Peraturan tersebut, lanjutnya, menyebutkan bahwa Tambahan Dana Desa adalah berdasarkan kinerja Pemerintah Desa dan penghargaan dari kementerian/lembaga. Hal ini berbeda dengan kenaikan Dana Desa per tahun, seperti Dana Desa tahun 2022 Rp 68 triliun naik tahun 2023 menjadi Rp70 triliun (naik 2,9%) dan tahun 2024 menjadi Rp 71 triliun (naik 1,4%).

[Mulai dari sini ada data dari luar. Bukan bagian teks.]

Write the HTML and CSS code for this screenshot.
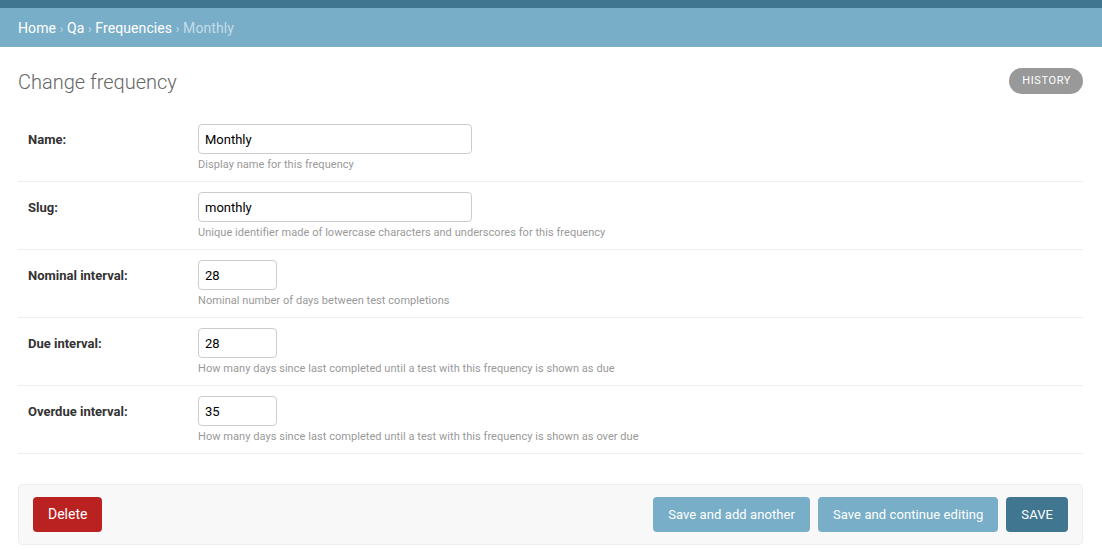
FILE: index.html
```html
<!DOCTYPE html>
<html lang="en">
<head>
  <meta charset="UTF-8">
  <title>Change frequency | Django site admin</title>
  <link rel="stylesheet" href="styles.css">
</head>
<body>
  <div class="topbar"></div>
  <div class="breadcrumbs">
    <a href="#">Home</a> <span class="sep">›</span>
    <a href="#">Qa</a> <span class="sep">›</span>
    <a href="#">Frequencies</a> <span class="sep">›</span>
    <span class="current">Monthly</span>
  </div>

  <div class="content">
    <div class="title-row">
      <h1>Change frequency</h1>
      <a href="#" class="historylink">History</a>
    </div>

    <form>
      <div class="form-row">
        <label for="id_name">Name:</label>
        <div class="field">
          <input type="text" id="id_name" class="wide" value="Monthly">
          <div class="help">Display name for this frequency</div>
        </div>
      </div>
      <div class="form-row">
        <label for="id_slug">Slug:</label>
        <div class="field">
          <input type="text" id="id_slug" class="wide" value="monthly">
          <div class="help">Unique identifier made of lowercase characters and underscores for this frequency</div>
        </div>
      </div>
      <div class="form-row">
        <label for="id_nominal">Nominal interval:</label>
        <div class="field">
          <input type="text" id="id_nominal" class="short" value="28">
          <div class="help">Nominal number of days between test completions</div>
        </div>
      </div>
      <div class="form-row">
        <label for="id_due">Due interval:</label>
        <div class="field">
          <input type="text" id="id_due" class="short" value="28">
          <div class="help">How many days since last completed until a test with this frequency is shown as due</div>
        </div>
      </div>
      <div class="form-row">
        <label for="id_overdue">Overdue interval:</label>
        <div class="field">
          <input type="text" id="id_overdue" class="short" value="35">
          <div class="help">How many days since last completed until a test with this frequency is shown as over due</div>
        </div>
      </div>

      <div class="submit-row">
        <a href="#" class="deletelink">Delete</a>
        <div class="actions">
          <button type="button" class="btn">Save and add another</button>
          <button type="button" class="btn">Save and continue editing</button>
          <button type="button" class="btn default">SAVE</button>
        </div>
      </div>
    </form>
  </div>
</body>
</html>
```

FILE: styles.css
```css
body { margin: 0; font-family: Roboto, "Liberation Sans", sans-serif; font-size: 14px; color: #333; background: #fff; }
a { text-decoration: none; }

.topbar { height: 8px; background: #417690; }
.breadcrumbs { background: #79aec8; padding: 11px 18px 9px 18px; line-height: 18px; color: #c4dce8; font-size: 14px; letter-spacing: 0.1px; }
.breadcrumbs a { color: #fff; }
.breadcrumbs .sep { font-size: 12px; color: #c4dce8; }
.breadcrumbs .current { color: #c4dce8; }

.content { padding: 20px 19px 0 18px; }
.title-row { display: flex; justify-content: space-between; align-items: flex-start; margin-bottom: 17px; }
h1 { margin: 0; font-size: 20px; font-weight: 300; line-height: 30px; color: #666; }
.historylink { display: block; margin-top: 1px; height: 26px; line-height: 26px; padding: 0 12px 0 13px; border-radius: 13px; background: #999; color: #fff; font-size: 11px; text-transform: uppercase; letter-spacing: 0.6px; }

.form-row { display: flex; padding: 10px 10px 9px 10px; border-bottom: 1px solid #eee; }
.form-row label { width: 160px; padding: 1px 10px 0 0; font-size: 13px; font-weight: bold; color: #333; line-height: 30px; }
.field input { box-sizing: border-box; height: 30px; padding: 5px 6px; border: 1px solid #ccc; border-radius: 4px; font-family: inherit; font-size: 13px; color: #000; }
.field input.wide { width: 274px; }
.field input.short { width: 79px; }
.help { margin-top: 4px; font-size: 11px; line-height: 14px; color: #999; letter-spacing: 0.05px; }

.submit-row { display: flex; justify-content: space-between; align-items: center; margin-top: 30px; padding: 12px 14px; background: #f8f8f8; border: 1px solid #eee; border-radius: 4px; }
.deletelink { display: block; height: 35px; line-height: 35px; padding: 0 15px; background: #ba2121; color: #fff; border-radius: 4px; font-size: 14px; }
.actions { display: flex; gap: 8px; }
.btn { height: 35px; padding: 0 15px; border: none; border-radius: 4px; background: #79aec8; color: #fff; font-family: inherit; font-size: 13px; letter-spacing: 0.08px; cursor: pointer; }
.btn.default { background: #417690; }
```
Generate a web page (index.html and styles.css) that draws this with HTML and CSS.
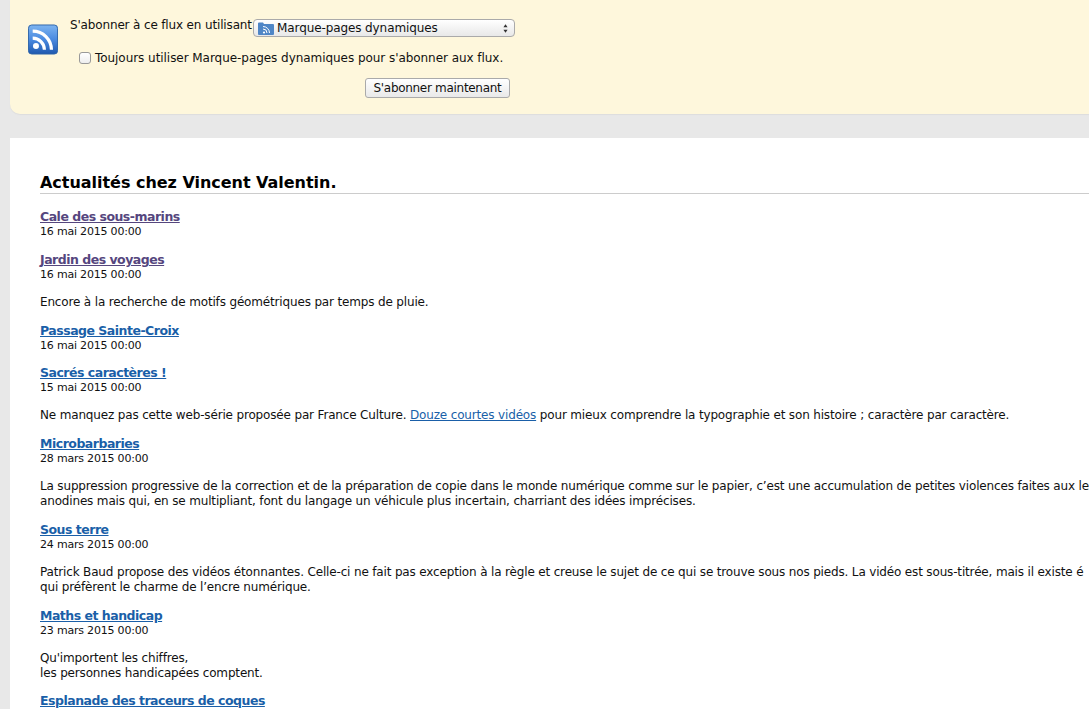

“Oleh karena itu, FPKS mendesak Pemerintah agar ketentuan berkaitan dengan kenaikan gaji Kepala Desa di atas dapat diatur sejelas-jelasnya dalam Peraturan Pemerintah mengenai pendapatan Desa dan penyaluran dana alokasi umum, sebagaimana diamanahkan dalam Pasal 72 ayat (8) UU Desa yang baru disahkan,” tutup Syahrul.